2577 sayılı İdari Yargılama Usulü Kanunu’nun 31. maddesinde, yargılama giderleri ile ilgili olarak bu Kanunda hüküm bulunmayan hallerde Hukuk Usulü Muhakemeleri Kanunu hükümlerinin uygulanacağı belirtilmiş, 1086 sayılı Hukuk Usulü Muhakemeleri Kanunu’nu yürürlükten kaldıran 6100 sayılı Hukuk Muhakemeleri Kanunu’nun 323. maddesinde ise, vekille takip edilen davalarda kanun gereğince takdir olunacak vekalet ücretinin yargılama giderleri kapsamında olduğu hüküm altına alınmıştır.

HUKUKİ DEĞERLENDİRME:
Esasa ilişkin temyiz istemi yönünden;
Bölge İdare Mahkemeleri tarafından verilen kararların temyiz yolu ile incelenerek bozulabilmeleri 2577 sayılı İdari Yargılama Usulü Kanunu’nun 49. maddesinde belirtilen nedenlerden birinin bulunması halinde mümkündür.
Temyizen incelenen karar usul ve hukuka uygun olup dilekçede ileri sürülen temyiz nedenleri kararın işin esası yönünden bozulmasını gerektirecek nitelikte görülmemiştir.
Vekalet ücretine ilişkin temyiz istemi yönünden;
Yukarıda yer verilen düzenlemeler uyarınca, avukatlık ücretine hükmedilebilmesi, davada haklı çıkan tarafın vekil aracılığıyla temsil edilmiş olmasına bağlıdır.
Uyuşmazlıkta; davacının yargılama sürecinde avukat aracılığıyla temsil edilmediği anlaşılmaktadır.
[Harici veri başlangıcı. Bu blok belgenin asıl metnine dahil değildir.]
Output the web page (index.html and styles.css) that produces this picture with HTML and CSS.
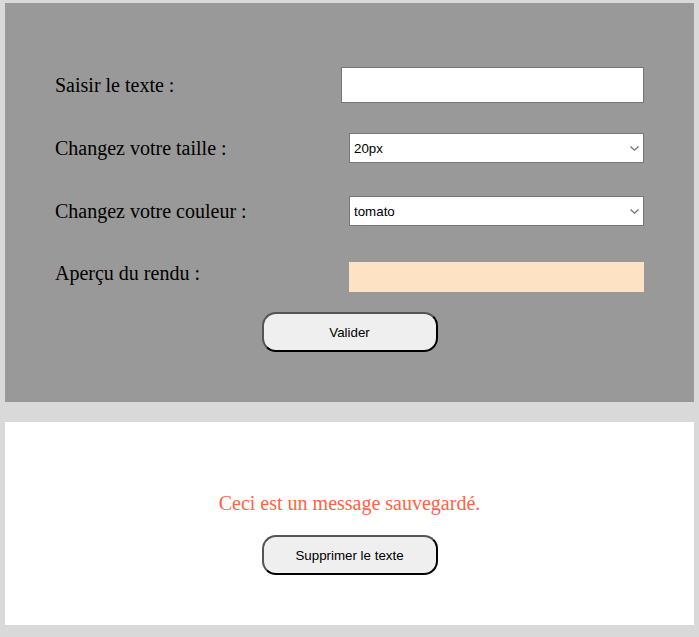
FILE: index.html
```html
<!DOCTYPE html>
<html lang="fr">
<head>
<meta charset="utf-8">
<title>Message</title>
<link rel="stylesheet" href="styles.css">
</head>
<body>
<main class="page">
  <section class="panel panel-form">
    <div class="row row-text">
      <label class="label" for="texte">Saisir le texte :</label>
      <input class="field field-text" id="texte" type="text">
    </div>
    <div class="row row-size">
      <label class="label" for="taille">Changez votre taille :</label>
      <span class="select-wrap">
        <select class="field field-select" id="taille">
          <option>20px</option>
        </select>
        <svg class="chevron" width="9" height="5" viewBox="0 0 9 5" aria-hidden="true"><path d="M0.5 0.5 L4.5 4.2 L8.5 0.5" fill="none" stroke="#6f6f6f" stroke-width="1.2"/></svg>
      </span>
    </div>
    <div class="row row-color">
      <label class="label" for="couleur">Changez votre couleur :</label>
      <span class="select-wrap">
        <select class="field field-select" id="couleur">
          <option>tomato</option>
        </select>
        <svg class="chevron" width="9" height="5" viewBox="0 0 9 5" aria-hidden="true"><path d="M0.5 0.5 L4.5 4.2 L8.5 0.5" fill="none" stroke="#6f6f6f" stroke-width="1.2"/></svg>
      </span>
    </div>
    <div class="row row-preview">
      <span class="label">Aperçu du rendu :</span>
      <div class="preview"></div>
    </div>
    <div class="actions">
      <button class="btn" type="button">Valider</button>
    </div>
  </section>
  <section class="panel panel-saved">
    <p class="saved-msg">Ceci est un message sauvegardé.</p>
    <button class="btn" type="button">Supprimer le texte</button>
  </section>
</main>
</body>
</html>
```
FILE: styles.css
```css
html, body {
  margin: 0;
  padding: 0;
  background: #d9d9d9;
}

.page {
  padding: 3px 5px 12px 5px;
  display: flex;
  flex-direction: column;
  gap: 20px;
}

.panel {
  box-sizing: border-box;
}

.panel-form {
  background: #999999;
  padding: 64px 50px 50px 50px;
  height: 399px;
  display: flex;
  flex-direction: column;
}

.row {
  display: flex;
  align-items: center;
  justify-content: space-between;
}

.row-size { margin-top: 30px; }
.row-color { margin-top: 33px; }
.row-preview { margin-top: 36px; }

.label {
  font-family: "Liberation Serif", "Times New Roman", serif;
  font-size: 20px;
  color: #000;
}

.row-preview .label {
  position: relative;
  top: -4px;
}

.field {
  box-sizing: border-box;
  font-family: "Liberation Sans", Arial, sans-serif;
  font-size: 13.333px;
  border: 1px solid #767676;
  border-radius: 0;
  background: #fff;
  color: #000;
  margin: 0;
}

.field-text {
  width: 303px;
  height: 36px;
  padding: 0 4px;
}

.select-wrap {
  position: relative;
  display: block;
  width: 295px;
  height: 30px;
}

.field-select {
  -webkit-appearance: none;
  appearance: none;
  display: block;
  width: 295px;
  height: 30px;
  padding: 0 20px 0 4px;
  outline: none;
}

.chevron {
  position: absolute;
  right: 5px;
  top: 13px;
  pointer-events: none;
}

.preview {
  width: 295px;
  height: 30px;
  background: #fde3c4;
}

.actions {
  display: flex;
  justify-content: center;
  margin-top: 20px;
}

.btn {
  box-sizing: border-box;
  width: 176px;
  height: 40px;
  border-radius: 14px;
  border: 2px solid;
  border-color: #555 #000 #000 #555;
  background: #efefef;
  font-family: "Liberation Sans", Arial, sans-serif;
  font-size: 13.333px;
  color: #000;
  padding: 0;
  margin: 0;
}

.panel-saved {
  background: #ffffff;
  height: 203px;
  padding-top: 70px;
  display: flex;
  flex-direction: column;
  align-items: center;
}

.saved-msg {
  margin: 0 0 20px 0;
  font-family: "Liberation Serif", "Times New Roman", serif;
  font-size: 20px;
  color: tomato;
  line-height: 23px;
}
```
Bu durumda, Bölge İdare Mahkemesi kararının davacı vekili lehine vekalet ücretine hükmedilmesine ilişkin temyize konu kısmında hukuki isabet görülmemiştir.

KARAR SONUCU:
Açıklanan nedenlerle;
1. 2577 sayılı Kanunun 49. maddesine uygun bulunan davalının temyiz isteminin vekalet ücretine ilişkin kısmının kabulüne, esas yönünden reddine,
2. Mahkeme kararına yönelik olarak yapılan istinaf başvurusunun kabulü ile anılan kararın kaldırılarak yukarıda özetlenen gerekçeyle dava konusu işlemin iptali yolundaki temyize konu …Bölge İdare Mahkemesi … İdari Dava Dairesinin …tarih ve E:…, K:…sayılı kararının iptale ilişkin kısmının ONANMASINA, davacı lehine vekalet ücretine hükmedilmesine ilişkin kısmının BOZULMASINA,
3. Yeniden bir karar verilmek üzere dosyanın anılan Bölge İdare Mahkemesi İdari Dava Dairesine gönderilmesine, 10/01/2023 tarihinde, kesin olarak, oybirliğiyle karar verildi.